Her ne kadar duygusal açıdan etkilenmiş olsa da filmin kötü yanları şu şekilde:
- Duygu dozu o kadar abartılıyor ki bazı sahnelerde gözyaşın kurumadan yeni trajedi geliyor.
- David çok tatlı evet, ama bir yerden sonra fazla “mükemmel” oluyor. Ne yaparsan yap bozulmuyor, kırılmıyor, sinirlenmiyor, bağırmıyor. Bu bir gerçeklik değil bence. Şimdi bir robot bulup insanlaştırın, muhtemelen onu eskiden olduğundan çok daha kötü hale getireceksiniz. İşte bu bir gerçeklik.
- Senaryo bazı yerlerde sadece “Bu duygusal olsun, yeter” diye yazılmış gibi. Bilim kısmı geri planda bırakılmış. Ama kesinlikle dram kısmı kusursuzca işlenmiş. Bunu felsefi bir alt metin olarak düşünün ve önyargılı olmayın derim.
Filmin iyi yanları:
- İnsan olmak nedir? Sevgi gerçekten programlanabilir mi? Bilinç sadece biyolojik varlıklara mı özgüdür? Film, tüm bu soruları dramatik bir hikâyeyle sorgulatarak seyirciyi düşünsel bir yolculuğa çıkarıyor.
- David’in sevgisi, terk edilme sahnesi, bekleyişi… Hepsi seyircinin kalbine hançer gibi saplanıyor. Göz yaşartıyor ama bunu duygusal manipülasyonla değil, gerçekten hikâyeyle yapıyor.
- Haley Joel Osment çocuk oyuncu olarak inanılmaz bir iş çıkarıyor. Hem mekanik hem insani… O gözler, o ses tonu, o boşluk hissi – tam olarak bir yapay çocuğu izliyormuşsun gibi.
- Filmdeki gelecek tasarımı steril, gösterişli ama gerçekçi. Işık kullanımı, şehirler, teknolojik detaylar olağanüstü tasarlanmış – özellikle Cybertron City ve okyanus altı sahneleri.

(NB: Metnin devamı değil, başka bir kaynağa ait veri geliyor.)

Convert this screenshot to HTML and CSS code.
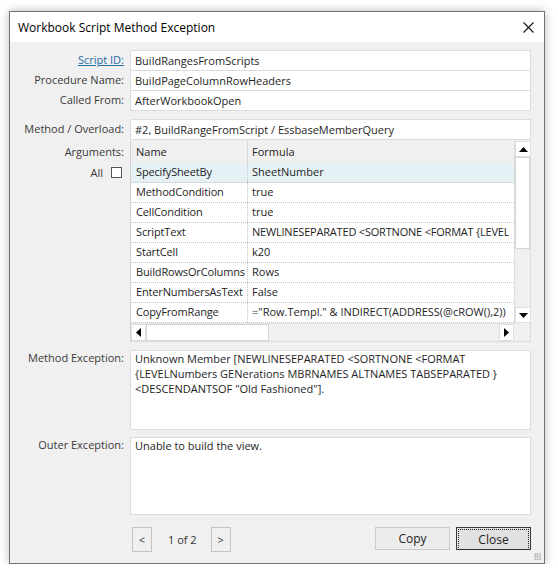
FILE: index.html
```html
<!DOCTYPE html>
<html lang="en">
<head>
  <meta charset="UTF-8">
  <title>Workbook Script Method Exception</title>
  <link rel="stylesheet" href="styles.css">
</head>
<body>
  <div class="window">
    <div class="titlebar">
      <span class="title">Workbook Script Method Exception</span>
      <svg class="close-x" width="11" height="11" viewBox="0 0 11 11">
        <path d="M0.5 0.5 L10.5 10.5 M10.5 0.5 L0.5 10.5" stroke="#111" stroke-width="1.1" fill="none"/>
      </svg>
    </div>

    <div class="content">
      <div class="group">
        <div class="row">
          <div class="lbl"><a class="link">Script ID:</a></div>
          <div class="field">BuildRangesFromScripts</div>
        </div>
        <div class="row">
          <div class="lbl">Procedure Name:</div>
          <div class="field">BuildPageColumnRowHeaders</div>
        </div>
        <div class="row">
          <div class="lbl">Called From:</div>
          <div class="field field-last">AfterWorkbookOpen</div>
        </div>
      </div>

      <div class="row method">
        <div class="lbl">Method / Overload:</div>
        <div class="field field-single">#2, BuildRangeFromScript / EssbaseMemberQuery</div>
      </div>

      <div class="row args-row">
        <div class="lbl lbl-args">
          <div class="args-label">Arguments:</div>
          <div class="all">All <span class="checkbox"></span></div>
        </div>
        <div class="args">
          <div class="cells">
            <div class="hdr">
              <div class="c1">Name</div>
              <div class="c2">Formula</div>
            </div>
            <div class="line selected"><div class="c1">SpecifySheetBy</div><div class="c2">SheetNumber</div></div>
            <div class="line"><div class="c1">MethodCondition</div><div class="c2">true</div></div>
            <div class="line"><div class="c1">CellCondition</div><div class="c2">true</div></div>
            <div class="line"><div class="c1">ScriptText</div><div class="c2 tight">NEWLINESEPARATED &lt;SORTNONE &lt;FORMAT {LEVEL</div></div>
            <div class="line"><div class="c1">StartCell</div><div class="c2">k20</div></div>
            <div class="line"><div class="c1">BuildRowsOrColumns</div><div class="c2">Rows</div></div>
            <div class="line"><div class="c1">EnterNumbersAsText</div><div class="c2">False</div></div>
            <div class="line"><div class="c1">CopyFromRange</div><div class="c2">="Row.Templ." &amp; INDIRECT(ADDRESS(@cROW(),2))</div></div>
          </div>
          <div class="vscroll">
            <div class="sbtn"><svg width="9" height="5" viewBox="0 0 9 5"><path d="M0 5 L4.5 0 L9 5 Z" fill="#000"/></svg></div>
            <div class="vthumb"></div>
            <div class="vtrack"></div>
            <div class="sbtn"><svg width="9" height="5" viewBox="0 0 9 5"><path d="M0 0 L4.5 5 L9 0 Z" fill="#000"/></svg></div>
          </div>
          <div class="hscroll">
            <div class="sbtn"><svg width="5" height="9" viewBox="0 0 5 9"><path d="M5 0 L0 4.5 L5 9 Z" fill="#000"/></svg></div>
            <div class="hthumb"></div>
            <div class="htrack"></div>
            <div class="sbtn"><svg width="5" height="9" viewBox="0 0 5 9"><path d="M0 0 L5 4.5 L0 9 Z" fill="#000"/></svg></div>
          </div>
          <div class="corner"></div>
        </div>
      </div>

      <div class="row exc">
        <div class="lbl lbl-top">Method Exception:</div>
        <div class="textbox tb-method">Unknown Member [NEWLINESEPARATED &lt;SORTNONE &lt;FORMAT {LEVELNumbers GENerations MBRNAMES ALTNAMES TABSEPARATED } &lt;DESCENDANTSOF "Old Fashioned"].</div>
      </div>

      <div class="row exc outer">
        <div class="lbl lbl-top">Outer Exception:</div>
        <div class="textbox tb-outer">Unable to build the view.</div>
      </div>

      <div class="row footer">
        <div class="lbl"></div>
        <div class="footer-main">
          <div class="pager">
            <button class="pbtn">&lt;</button>
            <span class="pinfo">1 of 2</span>
            <button class="pbtn">&gt;</button>
          </div>
          <div class="actions">
            <button class="btn">Copy</button>
            <button class="btn btn-default"><span>Close</span></button>
          </div>
        </div>
      </div>
    </div>
    <div class="grip"></div>
  </div>
</body>
</html>
```

FILE: styles.css
```css
body {
  margin: 0;
  background-color: #fff;
  font-family: 'Open Sans', 'Noto Sans', sans-serif;
  font-size: 11px;
  color: #1e1e1e;
}

.window {
  position: relative;
  margin: 11px 0 0 9px;
  width: 534px;
  height: 551px;
  border: 1px solid #747474;
  background-color: #f0f0f0;
  box-shadow: 0 0 9px rgba(0, 0, 0, 0.28);
}

.titlebar {
  height: 30px;
  background-color: #fff;
  display: flex;
  align-items: center;
  justify-content: space-between;
  padding: 0 10px 0 8px;
}

.title {
  font-size: 12px;
  color: #000;
}

.content {
  padding-top: 8px;
}

.row {
  display: flex;
}

.lbl {
  width: 114px;
  margin-right: 6px;
  flex-shrink: 0;
  text-align: right;
  color: #3a3a3a;
  line-height: 20px;
}

.link {
  color: #1f6ea6;
  text-decoration: underline;
}

.field {
  width: 395px;
  height: 19px;
  line-height: 19px;
  padding-left: 4px;
  border: 1px solid #dcdcdc;
  border-bottom: none;
  background-color: #fff;
  white-space: nowrap;
  overflow: hidden;
}

.field-last,
.field-single {
  border-bottom: 1px solid #dcdcdc;
}

.method {
  margin-top: 8px;
}

.args-row {
  margin-top: 1px;
}

.lbl-args {
  line-height: normal;
}

.args-label {
  line-height: 21px;
}

.all {
  display: flex;
  justify-content: flex-end;
  align-items: center;
  gap: 8px;
  height: 20px;
  margin-right: 2px;
}

.checkbox {
  width: 9px;
  height: 9px;
  border: 1px solid #555;
  background-color: #fff;
}

.args {
  width: 399px;
  height: 200px;
  border: 1px solid #dcdcdc;
  border-top: none;
  border-left-color: #d0d0d0;
  display: grid;
  grid-template-columns: 383px 16px;
  grid-template-rows: 182px 18px;
  background-color: #f0f0f0;
}

.cells {
  background-color: #fff;
  overflow: hidden;
}

.hdr,
.line {
  display: flex;
  white-space: nowrap;
}

.hdr {
  height: 22px;
  line-height: 21px;
  background-color: #f0f0f0;
  color: #222;
}

.line {
  height: 19px;
  line-height: 18px;
  border-bottom: 1px dotted #c4c4c4;
}

.selected {
  background-color: #e5f1f5;
}

.c1 {
  width: 111px;
  padding-left: 5px;
  flex-shrink: 0;
  letter-spacing: -0.15px;
  border-right: 1px dotted #c4c4c4;
}

.hdr .c1 {
  letter-spacing: 0;
  border-right: 1px solid #d8d8d8;
}

.c2 {
  padding-left: 4px;
  overflow: hidden;
}

.tight {
  letter-spacing: -0.2px;
}

.vscroll {
  display: flex;
  flex-direction: column;
  border-left: 1px solid #dcdcdc;
}

.hscroll {
  display: flex;
  border-top: 1px solid #e4e4e4;
}

.sbtn {
  width: 15px;
  height: 16px;
  display: flex;
  align-items: center;
  justify-content: center;
  background-color: #fff;
  border: 1px solid #e0e0e0;
  box-sizing: border-box;
  flex-shrink: 0;
}

.vscroll .sbtn {
  width: 16px;
}

.vthumb {
  height: 90px;
  background-color: #fff;
  border: 1px solid #d6d6d6;
}

.vtrack,
.htrack {
  flex: 1;
}

.hthumb {
  width: 121px;
  background-color: #fff;
  border: 1px solid #d6d6d6;
}

.hscroll .sbtn {
  height: 17px;
}

.exc {
  margin-top: 8px;
}

.outer {
  margin-top: 7px;
}

.lbl-top {
  line-height: 15px;
}

.textbox {
  width: 391px;
  padding: 0 4px;
  border: 1px solid #dcdcdc;
  background-color: #fff;
  line-height: 15px;
}

.tb-method {
  height: 78px;
}

.tb-outer {
  height: 76px;
}

.footer {
  margin-top: 12px;
}

.footer-main {
  width: 401px;
  display: flex;
  justify-content: space-between;
}

.pager {
  display: flex;
  align-items: center;
  margin-left: 2px;
}

.pbtn {
  width: 20px;
  height: 25px;
  padding: 0;
  border: 1px solid #c4c4c4;
  background-color: #f0f0f0;
  font-family: inherit;
  font-size: 11px;
  color: #333;
}

.pinfo {
  margin: 0 14px 0 16px;
  color: #333;
}

.actions {
  display: flex;
  gap: 6px;
  align-items: flex-start;
}

.btn {
  width: 75px;
  height: 23px;
  padding: 0;
  border: 1px solid #cacaca;
  background-color: #ececec;
  font-family: inherit;
  font-size: 12px;
  color: #222;
}

.btn-default {
  border: 1px solid #3a3a3a;
  background-color: #e1e1e1;
  padding: 1px;
}

.btn-default span {
  display: block;
  height: 19px;
  line-height: 19px;
  border: 1px dotted #222;
}

.grip {
  position: absolute;
  right: 3px;
  bottom: 3px;
  width: 7px;
  height: 7px;
  background-image: radial-gradient(circle, #b8b8b8 0.9px, transparent 1px);
  background-size: 2.5px 2.5px;
}
```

- Az notayla çok şey anlatıyor. Filmle o kadar iyi örtüşüyor ki müzikler bazen diyaloğun bile önüne geçiyor. Final müziği hâlâ pek çok insanın travmasında çalıyor olabilir.
- Filmin Pinokyo metaforu çok etkili kullanılmış. Gerçek bir çocuk olma arzusunun robot üzerinden anlatılması, hem nostaljik hem çarpıcı bir yol yaratıyor.
- Her sahne kontrollü, duygularla örülmüş. Kubrick’in mirasına sadık kalırken kendi üslubunu da filmin geneline yedirmiş. Özellikle bazı sahnelerde sessizliği yönetme becerisi büyüleyici.
- İlk izleyişte dramatik etkisi vurur. İkinci izleyişte felsefesi çarpar. Üçüncüdeyse “biz bu çocuk için neden ağladık ya, yoksa biz de mi robotuz?” sorgusuna girersin.
“Gerçek olduğumu sanmıştım…”
Bu film, yapay zekâyla ilgili değil aslında. Yapay kalplerle yaşayan gerçek insanlarla ilgili. David, bir makine olmasına rağmen hissettiği sevgiyle birçok insandan daha insancıl görünürken; insan karakterler, korkuları, bencillikleri ve ilgisizlikleriyle en robotik hâlleriyle karşımıza çıkıyorlar.
Ve belki de filmin asıl trajedisi şu:
Bir varlık, sevgiyle yanıp tutuşuyorsa, o hâlâ yapay mıdır?
Ya da… biz ne zaman yapaylaştık da, hissettiklerinin kodla yazıldığını fark etmeyecek hâle geldik?
David’in yıllar süren bekleyişi, insanlık tarihinin özeti gibi:
Sevilmeyi istemek, ama hep yanlış yerlerde aramak.
Okuduğunuz için teşekkür ederim. Eğer şimdi izlemeye başlarsanız, 140 dakika sonra siz de bana teşekkür edeceksiniz.